Using a drive gives you variable speed rather than fixed speed. According to sources, a VFD is a type of AC motor drive system that controls speed and torque by varying the frequency of the input electricity.

Key components of a VFD motor system

A VFD motor system has three major parts: the drive, the motor, and the control interface.

• The drive is the electronic device that receives AC power and converts it into a form the motor can use to run at variable speed.
• The motor is typically a three-phase induction motor rated for fixed speed but used here for variable speed.
• The control interface includes the wiring, signals, and settings that tell the drive how fast to run and under what conditions.
  In operation, the drive takes fixed frequency/voltage input, changes it, and controls the motor accordingly. For example, using PWM (pulse width 

How does a VFD work?

The working principle is as follows:

1. The drive takes in AC power from the supply.
2. Inside the drive, AC is converted to DC via a rectifier.
3. The DC is smoothed via a filter or capacitor (the DC bus). 
4. The drive then uses an inverter stage (switching devices like IGBTs) to output AC of variable frequency and voltage. 
5. The motor receives this variable AC and runs at a speed proportional to the frequency.
6. The voltage is also adjusted in proportion to the frequency to maintain proper magnetic flux in the motor

Why frequency affects motor speed

In an AC induction motor, the speed is determined by the synchronous speed, which is related to the supply frequency and number of poles.

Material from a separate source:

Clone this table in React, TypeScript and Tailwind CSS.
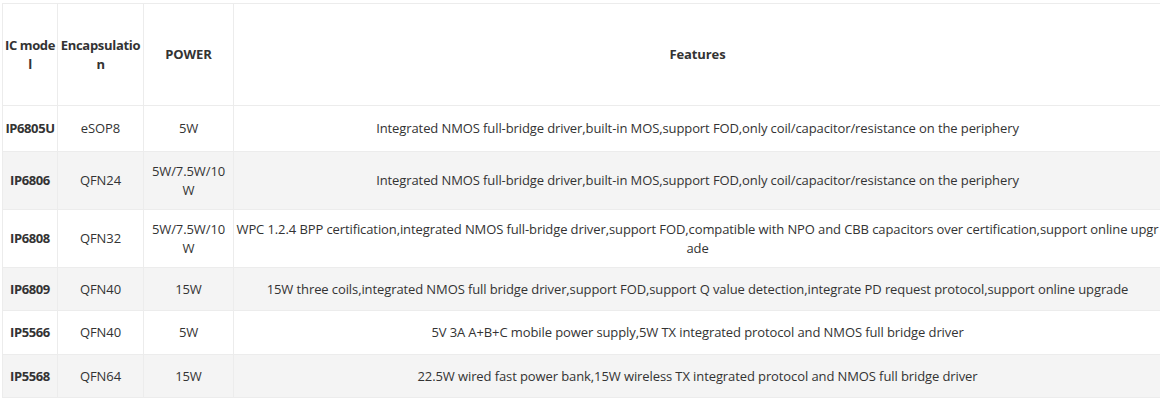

If you change the frequency, you change the synchronous speed. The motor follows closely (with some slip).

Therefore, a VFD controls speed by controlling frequency. But if frequency alone changes and voltage stays the same, motor magnetic flux may change adversely. To avoid this, voltage is also varied to maintain a roughly constant V/Hz ratio.

Benefits of using a VFD motor system

Using a motor with a VFD offers several advantages:

Energy savings

Running a motor slower when full speed is not required reduces power consumption. For instance, in pump/fan applications. 

Process control

You get precise speed control and ramp-up and ramp-down control. This improves performance of machines and systems.

Reduced mechanical stress

Soft starts mean less wear on belts, couplings, shafts, and gearboxes.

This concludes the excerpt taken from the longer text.